In T 320/99 (unter Berufung auf T 1105/96) hielt die Prüfungsabteilung den Hilfsantrag für gewährbar, erließ aber trotzdem eine Entscheidung, mit welcher der Hauptantrag und damit die Anmeldung zurückgewiesen wurde. Die richtige Vorgehensweise hätte darin bestanden, auf der Grundlage des Hilfsantrags eine Mitteilung nach R. 51 (4) EPÜ 1973 zu erlassen. Der Erlass der Entscheidung stellte einen wesentlichen Verfahrensfehler dar, der die Rückzahlung der Beschwerdegebühr rechtfertigte.
In T 883/07 urteilte die Kammer, dass die Tatsache, dass die Prüfungsabteilung die Hilfsanträge nicht unabhängig vom Hauptantrag geprüft hatte, einen wesentlichen Verfahrensmangel im Sinne der R. 67 EPÜ 1973 darstellte. Anträge mit Ansprüchen bestehen nicht nebeneinander, sondern bilden eine Pyramide und müssen – jeder unabhängig von allen anderen – in der vom Anmelder oder Patentinhaber angegebenen Reihenfolge geprüft werden (s. Richtlinien C‑VI, 4.1 und E‑X, 3 – Stand Juni 2005).

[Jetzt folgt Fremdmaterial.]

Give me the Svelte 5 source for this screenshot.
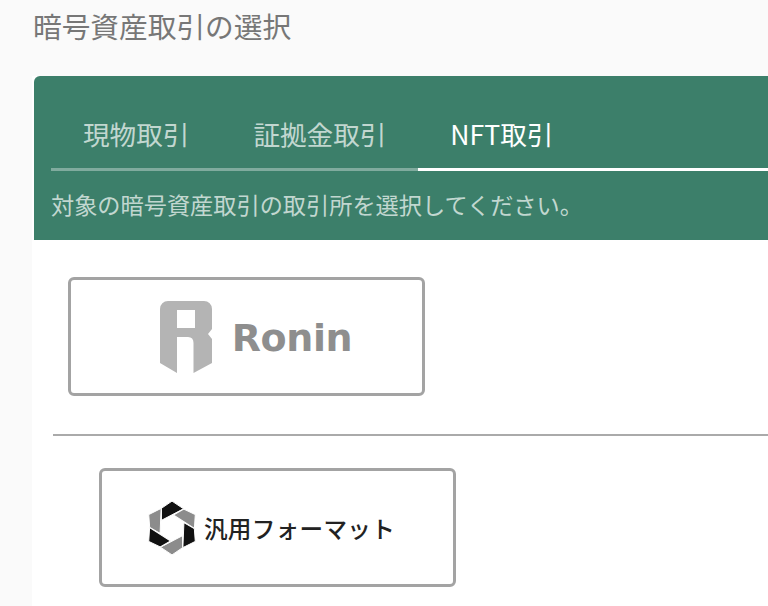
<script lang="ts">
  const tabs = [
    { label: '現物取引', active: false },
    { label: '証拠金取引', active: false },
    { label: 'NFT取引', active: true }
  ];
  const hexAngles = [0, 60, 120, 180, 240, 300];
</script>

<div class="page">
  <h1>暗号資産取引の選択</h1>

  <div class="card">
    <div class="card-header">
      <div class="tabs">
        {#each tabs as tab}
          <div class="tab" class:active={tab.active}>{tab.label}</div>
        {/each}
      </div>
      <p class="hint">対象の暗号資産取引の取引所を選択してください。</p>
    </div>

    <div class="card-body">
      <button class="exchange ronin">
        <svg class="ronin-mark" viewBox="0 0 52 72" aria-hidden="true">
          <path fill-rule="evenodd" d="M8 0H44a8 8 0 0 1 8 8V28L48 33L52 38V62L33.5 72V42Q33.5 36 28 36H17V72L0 62V8A8 8 0 0 1 8 0ZM17 9V27H35V9Z" />
        </svg>
        <span class="ronin-name">Ronin</span>
      </button>

      <hr />

      <button class="exchange generic">
        <svg class="hex-mark" viewBox="-25 -28 50 56" aria-hidden="true">
          {#each hexAngles as angle, i}
            <polygon
              points="-11,-8 -11,-20.5 0,-28 12,-20"
              fill={i % 2 === 0 ? '#111' : '#8c8c8c'}
              stroke="#fff"
              stroke-width="1"
              transform="rotate({angle})"
            />
          {/each}
        </svg>
        <span class="generic-name">汎用フォーマット</span>
      </button>
    </div>
  </div>
</div>

<style>
  :global(body) { background: #fafafa; overflow: hidden; }
  .page { height: 606px; overflow: hidden; font-family: "Noto Sans CJK JP", "Noto Sans", sans-serif; }
  h1 { margin: 0; padding: 6px 0 0 33px; height: 76px; box-sizing: border-box; font-size: 28.7px; line-height: 40px; font-weight: 400; color: #777; }
  .card { margin-left: 32px; height: 530px; background: #fff; }
  .card-header { margin-left: 2px; height: 164px; box-sizing: border-box; padding: 20px 0 0 17px; background: #3c7f6a; border-radius: 6px 0 0 0; }
  .tabs { display: flex; height: 75px; box-sizing: border-box; }
  .tab { padding: 18px 32px 0; font-size: 26.6px; line-height: 40px; color: rgba(255, 255, 255, 0.7); border-bottom: 3px solid rgba(255, 255, 255, 0.35); }
  .tab.active { flex: 1; color: #fff; border-bottom-color: #fff; }
  .hint { margin: 0; padding-top: 16px; font-size: 23.2px; line-height: 34px; color: rgba(255, 255, 255, 0.7); }
  .card-body { padding-top: 37px; }
  .exchange { display: flex; align-items: center; justify-content: center; width: 357px; height: 119px; box-sizing: border-box; padding: 0; background: #fff; border: 3px solid #a3a3a3; border-radius: 6px; font-family: inherit; }
  .ronin { margin-left: 36px; gap: 20px; padding-left: 19px; }
  .ronin-mark { width: 52px; height: 72px; fill: #b4b4b4; }
  .ronin-name { font-family: "DejaVu Sans", sans-serif; font-size: 38px; font-weight: 700; letter-spacing: -0.4px; line-height: 1; color: #8e8e8e; margin-top: 3px; }
  hr { margin: 38px 0 32px 21px; height: 2px; border: 0; background: #aaa; }
  .generic { margin-left: 67px; gap: 8px; padding-right: 12px; }
  .hex-mark { width: 48px; height: 54px; }
  .generic-name { font-size: 23.6px; font-weight: 500; color: #222; letter-spacing: 0.3px; }
</style>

In T 1758/15 hatte die Einspruchsabteilung entschieden, dass vier Versuche, einen einzigen Einwand zu überwinden, genug seien. Die Entscheidung, einen weiteren Antrag nicht zuzulassen, wurde getroffen, ohne dass Anzeichen für einen Verfahrensmissbrauch festgestellt worden wären, und ohne Kenntnis des Inhalts des weiteren Antrags. Die Kammer gelangte zu dem Schluss, dass die Einspruchsabteilung ihr Ermessen nach R. 116 (2) und Art. 114 (2) EPÜ nicht auf angemessene Weise ausgeübt hat, was einen wesentlichen Verfahrensmangel darstellt. Da jedoch der Beschwerde nicht stattgegeben wurde, wurde die Beschwerdegebühr nicht zurückgezahlt. Während der zweiten mündlichen Verhandlung zog der Beschwerdeführer seinen Antrag auf Rückzahlung ohnehin zurück.
(iii) Vom EPA nicht berücksichtigte Anträge wegen inneramtlichen Verzögerung
In T 231/85 (ABl. 1989, 74) führte die Kammer aus, dass eine Nichtberücksichtigung von eingegangenen Anträgen des Anmelders wegen einer inneramtlichen Verzögerung (hier 6 Wochen) einen wesentlichen Verfahrensmangel darstellt (s. auch T 598/88); so auch in T 205/89, wo durch ein Versehen des Formalsachbearbeiters ein Antrag auf Verlängerung der Frist zur Stellungnahme im Einspruchsverfahren nie die Einspruchsabteilung erreichte, die daher ihre Entscheidung traf, ohne die in der später eingereichten Stellungnahme vorgetragenen Argumente zu berücksichtigen. Die Kammer betrachtete das Versäumnis der Formalprüfungsstelle als einen wesentlichen Verfahrensmangel und erachtete die Rückzahlung der Beschwerdegebühr somit für billig.
(iv) Nicht vom richtigen Beteiligten gestellte Anträge
In T 1178/04 war ein Verfahrensmangel im Sinne von R. 67 EPÜ 1973 aufgetreten, der darin bestand, dass die Anträge zur Patentierbarkeit der beanspruchten Erfindung in der mündlichen Verhandlung vor der Einspruchsabteilung von einem Beteiligten gestellt wurden, auf den der Einspruch augenscheinlich, aber nicht wirksam übertragen worden war. Diese Anträge waren unzulässig.